Additional Information (if any): I would like to ask why you think my submission was not accepted. It is a marble plaque with the name of a street (street signs are usually made of metal and mounted on poles). Moreover, I am not even allowed to submit an appeal.
Unfortunately I cannot read Italian, but if it translates to “Our team,’ then it was the machine learning filter that rejected your nomination. Otherwise you can check the contributions tab part of Wayfarer and the reason(s) the reviewers picked will be located there.
Maybe you could tell us more about your nomination? I see a plague that identifies a location on the wall. Can you explain more about how the plague is a great place to explore, exercise, or be social?
This wall does not appear to have safe pedestrian access as it is on a street. Which may be a reason for this being rejected.
I have moved your question to nomination support as I think we will be able to help with why this was rejected.
Sorry your first time here was because of a rejection, but please feel free to ask questions as folks around here are really good at suggesting improvements.
Unfortunately, I am not told the exact reason why my wayspot was rejected. I am only given a list of possible reasons and invited to read the guidelines. However, the plaque can be reached via the sidewalk visible from the other side (as seen on Google Maps). The street is significant because it is located near the Via Appia Antica, an ancient and historic road that connects Rome to Puglia. Near this plaque, in the center of a roundabout, there are Roman stones that I would like to nominate as a wayspot.
Safe pedestrian access requires you to be able to physically walk up to and stand at the object. In this case, you’d be stood on the road if you did that.
Even so though, a street name sign is generic infrastructure that nearly always won’t meet the criteria of being a great place to socialise, exercise or explore.
Also, noting the stones in the middle of the roundabout, if there’s no marked crossing point to the centre of the roundabout, these would also be ineligible for safe pedestrian access.

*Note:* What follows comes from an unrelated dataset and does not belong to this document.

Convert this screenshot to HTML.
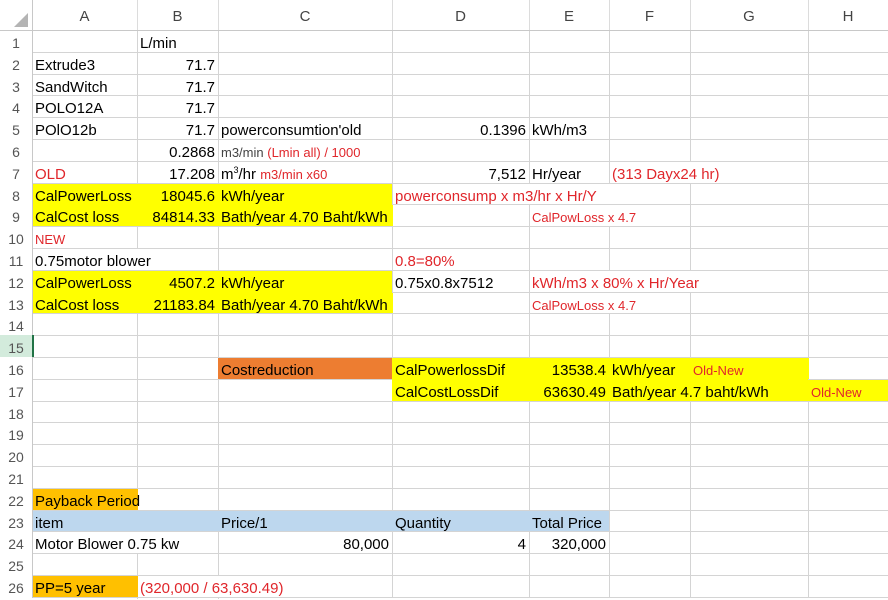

These are typical narrow Italian streets. The sidewalk is present, but it doesn’t lead directly in front of the objects in question; however, it does allow you to get fairly close. In my experience, several monuments located inside roundabouts or elevated areas that aren’t directly accessible on foot are accepted as Wayspots without any issues. Moreover, the plaque is located on a street, but the street in question is a dead-end and therefore doesn’t have much vehicle traffic. It’s essentially like a large parking area.
The reason for rejection will be on your contribution underneath where it says “Not Accepted” on your contributions page. https://wayfarer.nianticlabs.com/new/nominations
If you don’t see a reason, log out and back in again.
If the rejection was by the “automated process” then the ML (machine learning) model could not detect anything that met criteria in your nomination.
You get two appeals, each on a 15 day timer before you can use them again. If you don’t see the appeal button, you don’t have one to use.
I would not appeal or resubmit this for the reasons @hankwolfman has mentioned.
They obviously don’t tell us exactly how it works, but the ML model seems to review all nominations around 20-24 hours after submitting. If it is going to reject them, that is about when it happens, and is why we recommend not using an upgrade for at least a day or two, just in case it gets rejected or pulled into in house review, where an upgrade doesn’t do anything.
The ML model cannot accept nominations. After this check, a nomination can go into either community review or in house human review. There doesn’t have to be a flag for it to go into human review. They have stated that they manually review some. If it goes into in house review, they can either decide it, or can release it back to community review. And if a nomination stays in community review too long, the in house team can pull and decide it.
This could be a translation issue, but this is not a plaque. It is a sign for a street name, which is standard infrastructure. Attempting to claim it is a plaque risks getting flagged for abuse.
Look, I really don’t think so. In Italy, for decades now, road signs have had a completely different design. This is an old-style plaque, which you definitely don’t find on every street.
There are old-style road name signs in the UK as well. They are still just standard infrastructure. They are not plaques. You might attempt to describe them as old and unique, but that only works if they are indeed unique. They still wouldn’t be plaques even then.